MPF Labour Mobility Partner Country Dashboard

In November 2022 the MPF is launching its latest service offering in the area of legal and labour migration, the Labour Mobility Partner Country Dashboard. Check out the tool on the MPF website here!

 What is the dashboard?

The Labour Mobility Dashboard is an online tool that gathers and visualises key labour and migration data of EU priority partner countries. It covers the most relevant elements pertinent to labour migration initiatives, including employment, labour stock, migration, education, economy and demography. 

 The tool aims to improve the ease of finding and using reliable and credible data for labour migration purposes. By offering comparable data across countries, the tool seeks to inform policymakers in designing and setting up labour mobility schemes, cross-border vocational training initiatives or skills partnerships.

 For example, a low level of tertiary education in a partner country, as shown in the Education dashboard, may hint at the potential for investment in vocational education and training or the need to align job opportunities to existing profiles within the country of origin. The number of graduates by tertiary education sector may help direct stakeholders towards a sector with particular potential for mobility. In other words, the tool provides insights into where the largest scope for mobility or further capacity development may lie, and it can serve as a starting point for matching and developing further cooperation between countries and sectors.

Who is it for?

The tool is intended for a wide audience of professionals, such as policymakers (at national or EU levels), private or public recruiters, or other types of labour and skills migration practitioners and researchers. The compiled data can be useful during preliminary research and in the design phase of a new initiative and can serve as a starting point for further research to provide leads towards where more detailed information may have to be collected to make cooperation possible.

 Where do the data come from?

Data presented in the tool come from verifiable and reliable sources such as the World Bank, OECD, ILO, and Eurostat. The tool allows users to access, analyse and compare the most recent available trends since it is designed to be automatically updated in line with the source data. Users can export and print data to further process and share information in the most suitable way.

 Partner Country Factsheets

Complementary to the tool containing data from specific fields and sectors, Partner Country Factsheets provide an overview of a country’s institutional context on labour migration. Each Factsheet explains the wider governance structure, economic priorities, key institutions and contact points in partner countries (it is currently available only for Tunisia but will be rolled out to the other countries in due course).
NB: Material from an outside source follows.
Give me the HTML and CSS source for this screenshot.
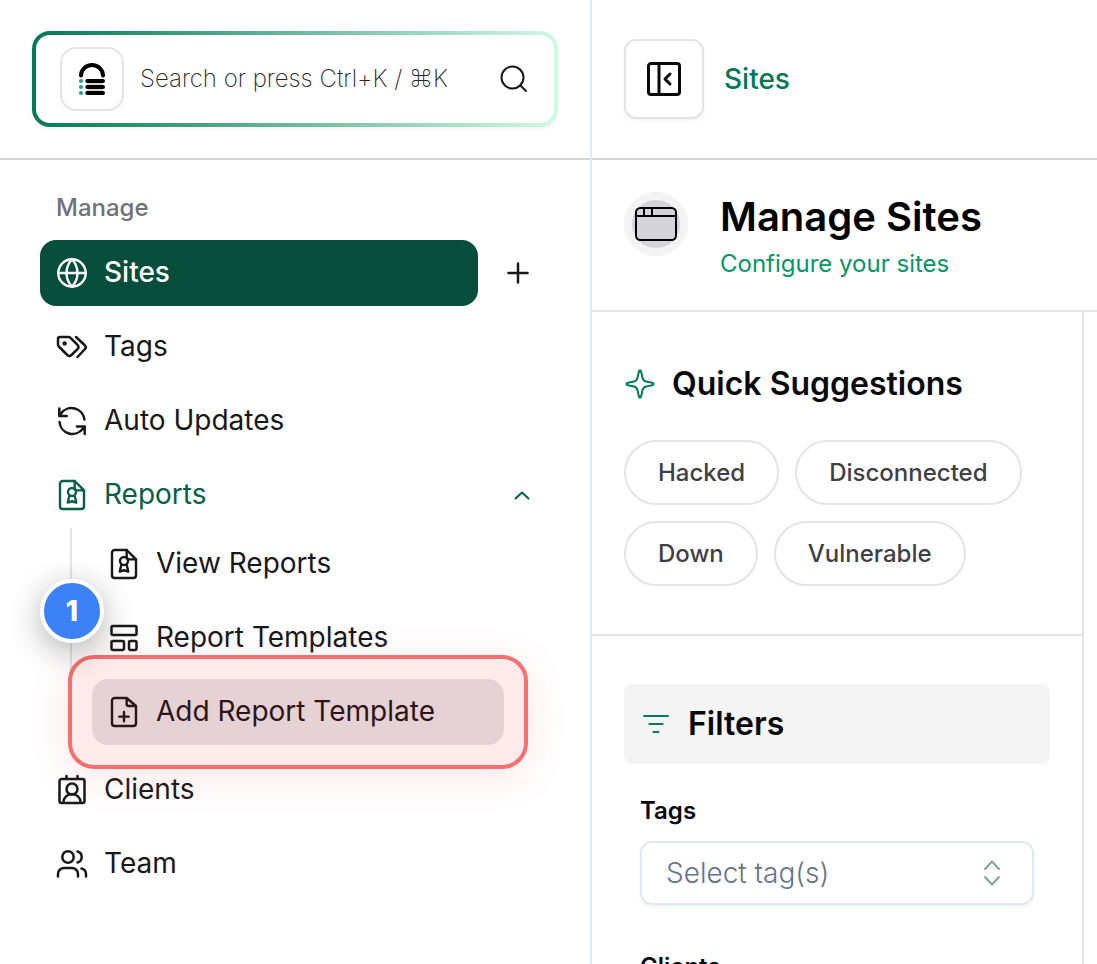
FILE: index.html
```html
<!DOCTYPE html>
<html lang="en">
<head>
<meta charset="utf-8">
<meta name="viewport" content="width=device-width, initial-scale=1">
<title>Manage Sites</title>
<link rel="stylesheet" href="styles.css">
</head>
<body>
<svg class="sprite" aria-hidden="true">
  <symbol id="report" viewBox="0 0 24 24">
    <path d="M14 1.500H5a2 2 0 0 0-2 2v17a2 2 0 0 0 2 2h14a2 2 0 0 0 2-2v-12z"/>
    <path d="M14 1.500v5a2 2 0 0 0 2 2h5"/>
    <circle cx="12" cy="9.700" r="3"/>
    <path d="M10 12.500l-1.200 5.200 3.200-1 3.200 1-1.200-5.200"/>
  </symbol>
</svg>
<div class="app">
  <aside class="sidebar">
    <div class="sidebar-header">
      <div class="search">
        <span class="logo">
          <svg viewBox="0 0 28 34" width="28" height="34" aria-hidden="true">
            <path d="M9 22h16M9 28h16" stroke="#d4d4d4" stroke-width="2"/>
            <path d="M3 13.500A11 10.500 0 0 1 25 13.500M9.300 19H25M9.300 25H25M9.300 31H25" stroke="#000" stroke-width="4" stroke-linecap="round"/>
            <g fill="#2a9d8f"><circle cx="3" cy="19" r="2.100"/><circle cx="3" cy="25" r="2.100"/><circle cx="3" cy="31" r="2.100"/></g>
          </svg>
        </span>
        <input class="search-input" type="text" aria-label="Search" placeholder="Search or press Ctrl+K / ⌘K">
        <button class="search-button" type="button" aria-label="Search">
          <svg class="icon thin" viewBox="0 0 32 32"><circle cx="14.500" cy="14.500" r="11"/><path d="M22.500 22.500l5.500 5.500"/></svg>
        </button>
      </div>
    </div>
    <nav class="nav" aria-label="Manage">
      <h2 class="nav-label">Manage</h2>
      <ul class="menu">
        <li class="menu-split">
          <a class="item item-active" href="#sites" aria-current="page">
            <svg class="icon" viewBox="0 0 24 24"><circle cx="12" cy="12" r="10.300"/><path d="M1.700 12h20.600M12 1.700c-5.500 6-5.500 14.600 0 20.600M12 1.700c5.500 6 5.500 14.600 0 20.600"/></svg>
            <span class="item-text">Sites</span>
          </a>
          <button class="add" type="button" aria-label="Add site">
            <svg class="icon" viewBox="0 0 32 32"><path class="bold" d="M16 6.500v19M6.500 16h19"/></svg>
          </button>
        </li>
        <li><a class="item" href="#tags">
          <svg class="icon" viewBox="0 0 32 32"><path class="bold" d="M2 8a2 2 0 0 1 2-2h8.500a3 3 0 0 1 2 .8l7 7a3 3 0 0 1 0 4.200l-6 6a3 3 0 0 1-4.200 0l-8.500-8.500a3 3 0 0 1-.8-2zM20 6l9 8.500a2.500 2.500 0 0 1 0 3.500l-7.500 8"/><circle class="dot" cx="8.600" cy="12.400" r="2.200"/></svg>
          <span class="item-text">Tags</span>
        </a></li>
        <li><a class="item" href="#updates">
          <svg class="icon" viewBox="0 0 32 32"><path class="bold" d="M28.500 14.500A13 13 0 0 0 5 8.500L3.300 11M3.300 3.500V11h7.500M3.500 17a13 13 0 0 0 23.500 6.500L28.700 21.500M21 21.500h7.700V29"/></svg>
          <span class="item-text">Auto Updates</span>
        </a></li>
        <li>
          <a class="item item-open" href="#reports" aria-expanded="true">
            <svg class="icon" viewBox="0 0 24 24"><use href="#report"/></svg>
            <span class="item-text">Reports</span>
            <svg class="chevron" viewBox="0 0 24 24"><path d="M5.500 15.500l6.500-6 6.500 6"/></svg>
          </a>
          <ul class="submenu">
            <li><a class="item" href="#view">
              <svg class="icon" viewBox="0 0 24 24"><use href="#report"/></svg>
              <span class="item-text">View Reports</span>
            </a></li>
            <li><a class="item" href="#templates">
              <svg class="icon" viewBox="0 0 32 32"><path class="bold" d="M5 4h22a1.500 1.500 0 0 1 1.500 1.500v6A1.500 1.500 0 0 1 27 13H5a1.500 1.500 0 0 1-1.500-1.500v-6A1.500 1.500 0 0 1 5 4zM5 19h9.500a1.500 1.500 0 0 1 1.500 1.500v6a1.500 1.500 0 0 1-1.500 1.500H5a1.500 1.500 0 0 1-1.500-1.500v-6A1.500 1.500 0 0 1 5 19zM22.500 19H27a1.500 1.500 0 0 1 1.500 1.500v6A1.500 1.500 0 0 1 27 28h-4.500a1.500 1.500 0 0 1-1.500-1.500v-6a1.500 1.500 0 0 1 1.500-1.500z"/></svg>
              <span class="item-text">Report Templates</span>
            </a></li>
            <li class="spotlight">
              <a class="item item-hover" href="#add">
                <svg class="icon" viewBox="0 0 24 24"><path d="M14 1.500H5a2 2 0 0 0-2 2v17a2 2 0 0 0 2 2h14a2 2 0 0 0 2-2v-13zM14 1.500v4.500a1.500 1.500 0 0 0 1.500 1.500H21M12 12v7M8.500 15.500h7"/></svg>
                <span class="item-text">Add Report Template</span>
              </a>
              <span class="spotlight-frame"></span>
              <span class="spotlight-step">1</span>
            </li>
          </ul>
        </li>
        <li><a class="item" href="#clients">
          <svg class="icon" viewBox="0 0 32 32"><path class="bold" d="M5.500 5h21a2 2 0 0 1 2 2v20a2 2 0 0 1-2 2h-21a2 2 0 0 1-2-2V7a2 2 0 0 1 2-2zM10.500 2v3M21.500 2v3M7.500 28.500a8.500 8.500 0 0 1 17 0"/><circle class="bold" cx="16" cy="15" r="5.500"/></svg>
          <span class="item-text">Clients</span>
        </a></li>
        <li><a class="item" href="#team">
          <svg class="icon" viewBox="0 0 32 32"><circle class="bold" cx="12" cy="9" r="5.700"/><path class="bold" d="M2 28.500V26a6 6 0 0 1 6-6h8a6 6 0 0 1 6 6v2.500M21.500 3.500a5.700 5.700 0 0 1 0 11M25.500 20.500a6 6 0 0 1 4.500 5.500v2.500"/></svg>
          <span class="item-text">Team</span>
        </a></li>
      </ul>
    </nav>
  </aside>
  <main class="main">
    <header class="topbar">
      <button class="toggle" type="button" aria-label="Collapse sidebar">
        <svg viewBox="0 0 36 36" width="36" height="36" aria-hidden="true"><path d="M5 2.500h26a2.500 2.500 0 0 1 2.500 2.500v26a2.500 2.500 0 0 1-2.500 2.500H5A2.500 2.500 0 0 1 2.500 31V5A2.500 2.500 0 0 1 5 2.500zM13 2.500v31M24 13l-5 5 5 5"/></svg>
      </button>
      <a class="crumb" href="#sites">Sites</a>
    </header>
    <section class="page-head">
      <span class="page-icon">
        <svg viewBox="0 0 44 36" width="44" height="36" aria-hidden="true"><rect x="2" y="2" width="40" height="32" rx="4.500"/><path d="M2 10h40M10 2v8M18 2v8"/></svg>
      </span>
      <div>
        <h1 class="page-title">Manage Sites</h1>
        <p class="page-sub">Configure your sites</p>
      </div>
    </section>
    <div class="content">
      <div class="panel">
        <section class="suggestions">
          <h2 class="heading">
            <svg class="icon thin" viewBox="0 0 32 32"><path d="M16 2.200c.6 0 .9.600 1.100 1.500l1.400 6c.5 2.200 1.300 3.300 3.600 3.800l6 1.200c1 .2 1.500.6 1.500 1.300s-.5 1.100-1.500 1.300l-6 1.200c-2.300.5-3.100 1.600-3.600 3.800l-1.400 6c-.2.900-.5 1.500-1.100 1.500s-.9-.6-1.100-1.500l-1.400-6c-.5-2.200-1.300-3.300-3.600-3.800l-6-1.200c-1-.2-1.500-.6-1.500-1.300s.5-1.100 1.500-1.300l6-1.200c2.300-.5 3.100-1.600 3.600-3.800l1.400-6c.2-.9.500-1.500 1.100-1.500z"/></svg>
            Quick Suggestions
          </h2>
          <div class="pills">
            <button class="pill" type="button">Hacked</button>
            <button class="pill" type="button">Disconnected</button>
            <button class="pill" type="button">Down</button>
            <button class="pill" type="button">Vulnerable</button>
          </div>
        </section>
        <section class="filters">
          <h2 class="heading filters-head">
            <svg class="icon thin" viewBox="0 0 32 32"><path d="M4 8h24M9.500 16h13M13.500 24h5"/></svg>
            Filters
          </h2>
          <div class="field">
            <label class="field-label" for="tags">Tags</label>
            <div class="select-wrap">
              <select class="select" id="tags"><option>Select tag(s)</option></select>
              <svg class="select-icon" viewBox="0 0 32 32"><path d="M9 12l7-7.500 7 7.500M9 20l7 7.500 7-7.500"/></svg>
            </div>
          </div>
          <div class="field">
            <label class="field-label" for="clients">Clients</label>
            <div class="select-wrap">
              <select class="select" id="clients"><option>Select client(s)</option></select>
              <svg class="select-icon" viewBox="0 0 32 32"><path d="M9 12l7-7.500 7 7.500M9 20l7 7.500 7-7.500"/></svg>
            </div>
          </div>
        </section>
      </div>
    </div>
  </main>
</div>
</body>
</html>
```
FILE: styles.css
```css
* { box-sizing: border-box; }

body {
  margin: 0;
  background: #fff;
  color: #18181b;
  font-family: Inter, "Liberation Sans", sans-serif;
  font-size: 28px;
  line-height: 40px;
}

h1, h2, p, ul { margin: 0; padding: 0; }
ul { list-style: none; }
a { color: inherit; text-decoration: none; }
button, input, select { font: inherit; color: inherit; margin: 0; }
button { padding: 0; border: 0; background: none; cursor: pointer; }
svg { display: block; flex: none; fill: none; }
.sprite { position: absolute; width: 0; height: 0; }

.app { display: flex; height: 100vh; overflow: hidden; }

/* Sidebar */
.sidebar { flex: none; width: 592px; border-right: 2px solid #e2e8f0; }
.sidebar-header {
  display: flex;
  align-items: center;
  height: 160px;
  padding: 0 32px;
  border-bottom: 2px solid #d4d4d8;
}
.search {
  display: flex;
  flex: 1;
  align-items: center;
  gap: 16px;
  min-width: 0;
  height: 96px;
  padding: 0 24px;
  border: 4px solid transparent;
  border-radius: 18px;
  background: linear-gradient(#fff, #fff) padding-box, linear-gradient(to right, #047857, #d1fae5) border-box;
  box-shadow: 0 2px 4px rgba(0, 0, 0, .05);
}
.logo {
  display: flex;
  flex: none;
  align-items: center;
  justify-content: center;
  width: 64px;
  height: 64px;
  border: 2px solid #e4e4e7;
  border-radius: 16px;
}
.search-input {
  flex: 1;
  min-width: 0;
  padding: 0;
  border: 0;
  outline: 0;
  background: none;
  font-size: 24px;
  font-weight: 200;
}
.search-input::placeholder { color: #27272a; opacity: 1; }

.icon { width: 32px; height: 32px; stroke: currentColor; stroke-width: 1.8; stroke-linecap: round; stroke-linejoin: round; }
.icon.thin { stroke-width: 2; }
.bold { stroke-width: 2.5; }
.dot { fill: currentColor; stroke: none; }

.nav { padding: 16px 40px; }
.nav-label { padding: 16px; color: #71717a; font-size: 24px; font-weight: 500; line-height: 32px; }
.menu { display: flex; flex-direction: column; gap: 8px; }
.menu-split { display: flex; gap: 8px; }
.item { display: flex; flex: 1; align-items: center; gap: 16px; padding: 12px 16px; border-radius: 16px; }
.item-text { flex: 1; padding-bottom: 2px; }
.item-active { background: #064e3b; color: #fff; font-weight: 500; }
.item-open { color: #065f46; }
.item-hover { background: #e4e4e7; }
.add { display: flex; align-items: center; justify-content: center; width: 64px; }
.chevron { width: 24px; height: 24px; stroke: currentColor; stroke-width: 2; stroke-linecap: round; stroke-linejoin: round; }

.submenu {
  display: flex;
  flex-direction: column;
  gap: 8px;
  margin: 0 46px 0 30px;
  padding: 3px 0 4px 20px;
  border-left: 2px solid #e4e4e7;
}

.spotlight { position: relative; }
.spotlight-frame {
  position: absolute;
  inset: -24px;
  border: 4px solid #f57070;
  border-radius: 26px;
  background: rgba(255, 0, 0, .08);
  box-shadow: 0 8px 40px rgba(239, 68, 68, .14);
  pointer-events: none;
}
.spotlight-step {
  position: absolute;
  top: -100px;
  left: -52px;
  width: 64px;
  height: 64px;
  border: 4px solid #fff;
  border-radius: 50%;
  background: #3b82f6;
  box-shadow: 0 8px 32px rgba(0, 0, 0, .3);
  color: #fff;
  font-weight: 800;
  line-height: 56px;
  text-align: center;
}

/* Main area */
.main { display: flex; flex: 1; flex-direction: column; min-width: 0; }
.topbar {
  display: flex;
  flex: none;
  align-items: center;
  gap: 20px;
  height: 160px;
  padding: 0 32px;
  border-bottom: 2px solid #d4d4d8;
}
.toggle {
  display: flex;
  align-items: center;
  justify-content: center;
  width: 80px;
  height: 80px;
  border: 2px solid #e4e4e7;
  border-radius: 12px;
  box-shadow: 0 2px 4px rgba(0, 0, 0, .05);
}
.toggle svg { stroke: #09090b; stroke-width: 3; stroke-linecap: round; stroke-linejoin: round; }
.crumb { color: #047857; font-weight: 500; }

.page-head { display: flex; flex: none; gap: 32px; padding: 32px 32px 30px; border-bottom: 2px solid #e4e4e7; }
.page-icon {
  display: flex;
  flex: none;
  align-items: center;
  justify-content: center;
  width: 64px;
  height: 64px;
  border: 8px solid #f4f4f5;
  border-radius: 50%;
  background: #d4d4d8;
}
.page-icon svg { stroke: #000; stroke-width: 2; }
.page-title { color: #000; font-size: 40px; font-weight: 600; line-height: 50px; }
.page-sub { margin-top: 6px; color: #059669; font-size: 24px; line-height: 32px; }

.content { display: flex; flex: 1; min-height: 0; }
.panel { width: 492px; overflow: hidden; border-right: 2px solid #e4e4e7; }
.suggestions { padding: 48px 32px; border-bottom: 2px solid #e4e4e7; }
.heading { display: flex; align-items: center; gap: 16px; color: #09090b; font-size: 32px; font-weight: 600; line-height: 48px; }
.heading .icon { color: #047857; }
.pills { display: flex; flex-wrap: wrap; gap: 16px; margin-top: 32px; }
.pill {
  height: 65px;
  padding: 0 32px;
  border: 2px solid #e4e4e7;
  border-radius: 33px;
  color: #3f3f46;
  font-size: 24px;
  font-weight: 500;
}

.filters { padding: 48px 32px; }
.filters-head { padding: 16px; border-radius: 8px; background: #f4f4f5; }
.field { padding: 0 16px; margin-top: 46px; }
.filters-head + .field { margin-top: 31px; }
.field-label { display: block; color: #09090b; font-size: 24px; font-weight: 600; line-height: 32px; }
.select-wrap { position: relative; margin-top: 14px; }
.select {
  display: block;
  width: 100%;
  height: 64px;
  padding: 0 24px;
  appearance: none;
  border: 2px solid #e2e8f0;
  border-radius: 12px;
  background: #fff;
  box-shadow: 0 2px 4px rgba(0, 0, 0, .05);
  color: #64748b;
  font-weight: 300;
}
.select-icon {
  position: absolute;
  top: 16px;
  right: 26px;
  width: 32px;
  height: 32px;
  stroke: #83a598;
  stroke-width: 2;
  stroke-linecap: round;
  stroke-linejoin: round;
  pointer-events: none;
}
```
 The present country selection was based on the priority partner countries as announced by the European Commission in its Communication on Attracting Skills and Talent but could be expanded and/or adapted as needs arise.

 Data Gaps

Available, reliable, and comparable data on labour markets, education and skills levels are still quite limited and disparate across partner countries. Vocational Education and Training (VET), more complex family reunification data (e.g. disaggregated by country of origin) or FDI data, for example, was not readily available or usable for the intended purpose in many partner countries.

 The tool, therefore, also bears the significant potential to point us towards where further primary research is still needed or where structural issues (e.g. lack of institutional set-up) do not provide sufficient insight into a particular subset of information. Where relevant data was available but not comparable, the tool offers further information in the “Additional Data” tab.

 Main Takeaways

In summary, the tool provides an overview of seven countries’ migration and economic profiles. It allows users to compare data relevant to labour migration and skills mobility initiatives across this selection of countries. The tool also reveals certain gaps in information, which represent interesting potential areas for further research and cooperation with the priority countries. It seeks to provide a point of initial orientation and an evidence base for decision-making that can inform the design of new improvements of existing labour and skills mobility initiatives.